Reviewed by Arun Iyer, Indian Institute of Technology Bombay

2017.05.15


Adam Buben's compact book is ideally meant for the philosophically minded student of Christian theology. It is an attempt to systematize, from a strictly Christian perspective that is informed by the work of Kierkegaard, the myriad reflections in the history of Western thought on the meaning of human existence in the face of death and mortality. Kierkegaard is without doubt the central figure of this book, as the bibliography clearly indicates. However, much more significantly, the author gives himself the mission of roping in Heidegger as an ally for Kierkegaard's idiosyncratic Christian musings on death and the meaning of human existence. He uncovers in their writings the origins of an existential philosophy of death, which by combining the strengths of their Greek and Christian predecessors stands on its own against its predecessors and contemporaries from the French existential and phenomenological tradition.

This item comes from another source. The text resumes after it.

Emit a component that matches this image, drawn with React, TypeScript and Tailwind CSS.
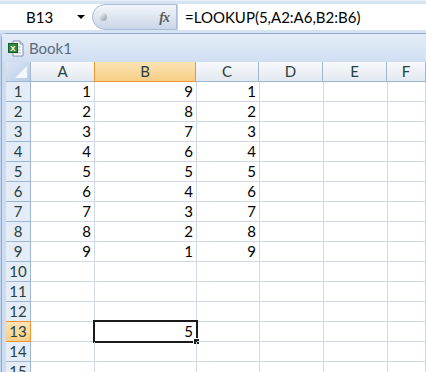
import * as React from 'react';

const cols = ['A', 'B', 'C', 'D', 'E', 'F'];
const widths = ['w-[64px]', 'w-[102px]', 'w-[63px]', 'w-[64px]', 'w-[64px]', 'flex-1'];

const data: Record<number, (number | null)[]> = {
  1: [1, 9, 1], 2: [2, 8, 2], 3: [3, 7, 3], 4: [4, 6, 4], 5: [5, 5, 5],
  6: [6, 4, 6], 7: [7, 3, 7], 8: [8, 2, 8], 9: [9, 1, 9],
};

const ExcelIcon: React.FC = () => (
  <svg width="16" height="17" viewBox="0 0 16 17">
    <path d="M5 1h7l3 3v12H5z" fill="#fff" stroke="#7f8fa8" />
    <path d="M12 1v3h3" fill="#e6ecf5" stroke="#7f8fa8" />
    <path d="M7 7h6M7 10h6M7 13h6" stroke="#9fb3cc" />
    <rect x="0.5" y="3.5" width="9" height="9" fill="#2f8a3a" stroke="#1d5e26" />
    <text x="5" y="11" fontSize="8" fontWeight="bold" fill="#fff" textAnchor="middle" fontFamily="Liberation Sans, sans-serif">X</text>
  </svg>
);

const App: React.FC = () => {
  const rows = Array.from({ length: 15 }, (_, i) => i + 1);
  return (
    <div className="w-[426px] h-[372px] overflow-hidden bg-[#c3d5ec] font-['Lato',sans-serif] text-[15px] text-black">
      {/* formula bar */}
      <div className="h-[33px] bg-[#d6e3f3] pt-[3px] pb-[3px] flex border-t border-[#e9f0f9]">
        <div className="w-[92px] bg-white flex items-center relative">
          <span className="ml-[26px] text-[15px]">B13</span>
          <span className="absolute left-[77px] top-[11px] w-0 h-0 border-l-[4px] border-r-[4px] border-t-[4px] border-l-transparent border-r-transparent border-t-black" />
        </div>
        <div className="w-[85px] bg-white flex">
          <div className="flex-1 rounded-l-full border border-[#a9bbd6] bg-gradient-to-b from-[#f3f6fa] via-[#dfe6f0] to-[#c9d6e7] flex items-center relative">
            <span className="absolute left-[6px] top-[8px] w-[8px] h-[8px] rounded-full bg-gradient-to-br from-[#ffffff] to-[#8e99a8]" />
            <span className="ml-auto mr-[7px] font-['Liberation_Serif',serif] italic text-[14px] text-[#5c5c5c] font-bold tracking-[-1px]">fx</span>
          </div>
        </div>
        <div className="flex-1 bg-white border-l border-[#c8d3e2] flex items-center pl-[7px] text-[15px]">
          =LOOKUP(5,A2:A6,B2:B6)
        </div>
      </div>
      {/* window */}
      <div className="ml-[1px] border-l border-t border-[#8fa8cb] rounded-tl-[6px] bg-[#cddcf0] h-full">
        <div className="h-[28px] bg-gradient-to-b from-[#e4edf8] to-[#cfdff2] flex items-center pl-[6px]">
          <ExcelIcon />
          <span className="ml-[5px] text-[15px] text-[#5b6b80]">Book1</span>
        </div>
        <div className="ml-[4px] bg-white">
          {/* header */}
          <div className="flex h-[20px]">
            <div className="w-[25px] border-r border-b border-[#9eb6ce] bg-gradient-to-br from-[#dbe6f4] to-[#b9cde5] relative">
              <svg className="absolute right-[3px] bottom-[3px]" width="12" height="12"><path d="M12 0V12H0z" fill="#f4f8fc" /></svg>
            </div>
            {cols.map((c, i) => (
              <div
                key={c}
                className={`${widths[i]} shrink-0 flex items-center justify-center text-[#27413e] ${
                  c === 'B'
                    ? 'bg-gradient-to-b from-[#fbe3b4] to-[#f7cf85] border-r border-b border-[#f29536] border-l border-l-[#f29536] -ml-[1px]'
                    : 'bg-gradient-to-b from-[#f8f9fb] to-[#e3e9f1] border-r border-b border-[#9eb6ce]'
                }`}
              >
                {c}
              </div>
            ))}
          </div>
          {rows.map((r) => (
            <div key={r} className="flex h-[20px]">
              <div
                className={`w-[25px] shrink-0 flex items-center justify-center text-[#27413e] border-r border-b ${
                  r === 13
                    ? 'bg-gradient-to-b from-[#fbe3b4] to-[#f7cf85] border-[#f29536] border-t -mt-[1px] h-[21px]'
                    : 'bg-[#e4ecf7] border-[#9eb6ce]'
                }`}
              >
                {r}
              </div>
              {cols.map((c, i) => {
                const v = i < 3 ? data[r]?.[i] : null;
                const selected = r === 13 && c === 'B';
                return (
                  <div
                    key={c}
                    className={`${widths[i]} shrink-0 border-r border-b border-[#d0d7e5] flex items-center justify-end pr-[3px] relative`}
                  >
                    {selected ? '5' : v ?? ''}
                    {selected && (
                      <>
                        <span className="absolute -left-[2px] -top-[2px] -right-[2px] -bottom-[2px] border-[2px] border-[#1b1b1b]" />
                        <span className="absolute -right-[4px] -bottom-[4px] w-[7px] h-[7px] bg-[#1b1b1b] border border-white" />
                      </>
                    )}
                  </div>
                );
              })}
            </div>
          ))}
        </div>
      </div>
    </div>
  );
};

export default App;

Buben's discussion of the history of Western thought on death mainly serves as a backdrop against which the fundamental similarities between Kierkegaard and Heidegger on the subject matter of mortality and meaning, despite some prominent differences, can shine through. In the first two chapters, he divides the history of Western thought on death into two camps: what he calls the Platonic/Christian camp and the Epicurean camp.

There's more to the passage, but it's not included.